Darmanin a aussi fait siennes certaines thèses racistes de l'extrême droite comme la thèse de "l’ensauvagement". Ensuite la décoration de l’écrivain raciste et islamophobe Michel Houellebec par la légion d’honneur en 2019 et la loi contre le séparatisme, votée en février 2021, ont aussi donné la couleur.

L’abstention et l’indécision

Finalement, l’autre problème persistant est l'abstention.
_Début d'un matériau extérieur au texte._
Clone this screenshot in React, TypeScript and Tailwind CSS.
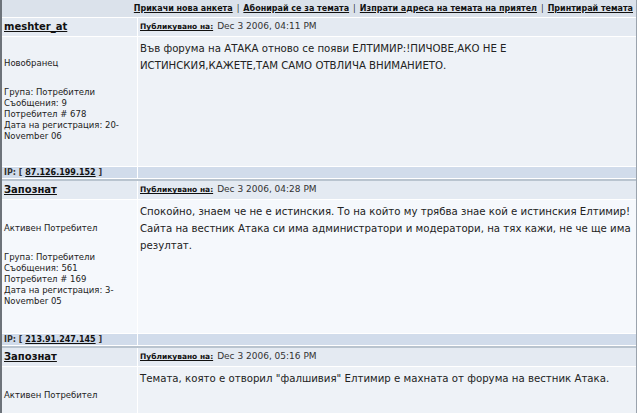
import React from "react";

type Post = {
  name: string;
  rank: string;
  date: string;
  lines: string[];
  posts: string;
  num: string;
  reg1: string;
  reg2: string;
  ip: string;
  alt: boolean;
  tall: boolean;
};

const posts: Post[] = [
  {
    name: "meshter_at",
    rank: "Новобранец",
    date: "Dec 3 2006, 04:11 PM",
    lines: [
      "Във форума на АТАКА отново се появи ЕЛТИМИР:!ПИЧОВЕ,АКО НЕ Е",
      "ИСТИНСКИЯ,КАЖЕТЕ,ТАМ САМО ОТВЛИЧА ВНИМАНИЕТО.",
    ],
    posts: "9",
    num: "678",
    reg1: "Дата на регистрация: 20-",
    reg2: "November 06",
    ip: "87.126.199.152",
    alt: true,
    tall: false,
  },
  {
    name: "Запознат",
    rank: "Активен Потребител",
    date: "Dec 3 2006, 04:28 PM",
    lines: [
      "Спокойно, знаем че не е истинския. То на който му трябва знае кой е истинския Елтимир!",
      "Сайта на вестник Атака си има администратори и модератори, на тях кажи, не че ще има",
      "резултат.",
    ],
    posts: "561",
    num: "169",
    reg1: "Дата на регистрация: 3-",
    reg2: "November 05",
    ip: "213.91.247.145",
    alt: false,
    tall: true,
  },
  {
    name: "Запознат",
    rank: "Активен Потребител",
    date: "Dec 3 2006, 05:16 PM",
    lines: [
      "Темата, която е отворил \"фалшивия\" Елтимир е махната от форума на вестник Атака.",
    ],
    posts: "561",
    num: "169",
    reg1: "Дата на регистрация: 3-",
    reg2: "November 05",
    ip: "213.91.247.145",
    alt: true,
    tall: true,
  },
];

function PostBlock({ p }: { p: Post }) {
  const body = p.alt ? "bg-[#eef2f7]" : "bg-[#f5f8fc]";
  const pad = p.tall ? "pt-[23px] pb-[26px]" : "pt-[21px] pb-[24px]";
  return (
    <div>
      <div className="grid grid-cols-[135px_1fr] gap-px bg-white">
        <div className="h-[18px] bg-[#e4eaf2] pl-[2px] flex items-center">
          <span className="text-[10px] font-bold underline text-[#111] leading-none">
            {p.name}
          </span>
        </div>
        <div className="h-[18px] bg-[#e4eaf2] pl-[2px] flex items-center text-[7.5px] text-[#333]">
          <span className="font-bold underline text-[#111]">Публикувано на:</span>
          <span className="ml-[4px] text-[9px]">{p.date}</span>
        </div>
        <div className={`${body} ${pad} pl-[2px] text-[8.5px] leading-[11px] text-[#222]`}>
          <div>{p.rank}</div>
          <div className="mt-[18px]">Група: Потребители</div>
          <div>Съобщения: {p.posts}</div>
          <div>Потребител # {p.num}</div>
          <div>{p.reg1}</div>
          <div>{p.reg2}</div>
        </div>
        <div className={`${body} pl-[2px] pt-[3px] text-[10.2px] leading-[17px] text-[#222]`}>
          {p.lines.map((l, i) => (
            <div key={i} className="whitespace-nowrap">
              {l}
            </div>
          ))}
        </div>
        <div className="h-[11px] bg-[#d1dceb] pl-[2px] flex items-center text-[8px] font-bold text-[#333]">
          IP: [&nbsp;<span className="underline text-[#111]">{p.ip}</span>&nbsp;]
        </div>
        <div className="h-[11px] bg-[#d1dceb]" />
      </div>
      <div className="h-px bg-white" />
      <div className="h-[2px] bg-[#b9c4cf]" />
    </div>
  );
}

export default function App() {
  return (
    <div className="w-[640px] h-[413px] overflow-hidden bg-white font-['DejaVu_Sans',sans-serif]">
      <div className="w-[637px] border-l-2 border-l-[#6d737a] border-r border-r-[#9aa3ad] bg-white">
        <div className="h-[17px] bg-[#dbe2eb] flex items-center justify-end pr-[3px] text-[8px] text-[#333]">
          <span className="font-bold underline text-[#111]">Прикачи нова анкета</span>
          <span className="mx-[4px]">|</span>
          <span className="font-bold underline text-[#111]">Абонирай се за темата</span>
          <span className="mx-[4px]">|</span>
          <span className="font-bold underline text-[#111]">Изпрати адреса на темата на приятел</span>
          <span className="mx-[4px]">|</span>
          <span className="font-bold underline text-[#111]">Принтирай темата</span>
        </div>
        <div className="h-px bg-white" />
        {posts.map((p, i) => (
          <PostBlock key={i} p={p} />
        ))}
      </div>
    </div>
  );
}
Malgré qu’il n’y ait pas eu une chute massive de participation, l’abstention a été plus importante qu’en 2017. La perception que Macron est le vainqueur inévitable, combinée à la période des vacances en France, a refroidi l'intérêt général pour les élections. Un souci similaire est le phénomène de l’indécision. Les enquêtes estiment que 49 % étaient indécis pour 2022 et ne savaient pas jusqu’au dernier moment pour qui ils allaient voter (comparé à 26 % en 2012).

Maintenant, les tractations commencent pour le deuxième tour qui se présente comme un match retour de 2017. Les deux camps ont déjà commencé à peaufiner leurs stratégies et ont certainement d’autres cartes dans leurs manches. Le pari de Macron semble avoir déjà réussi : s'établir comme un rempart contre l’extrême droite même s’il a joué un peu au "pompier pyromane" dans ce contexte.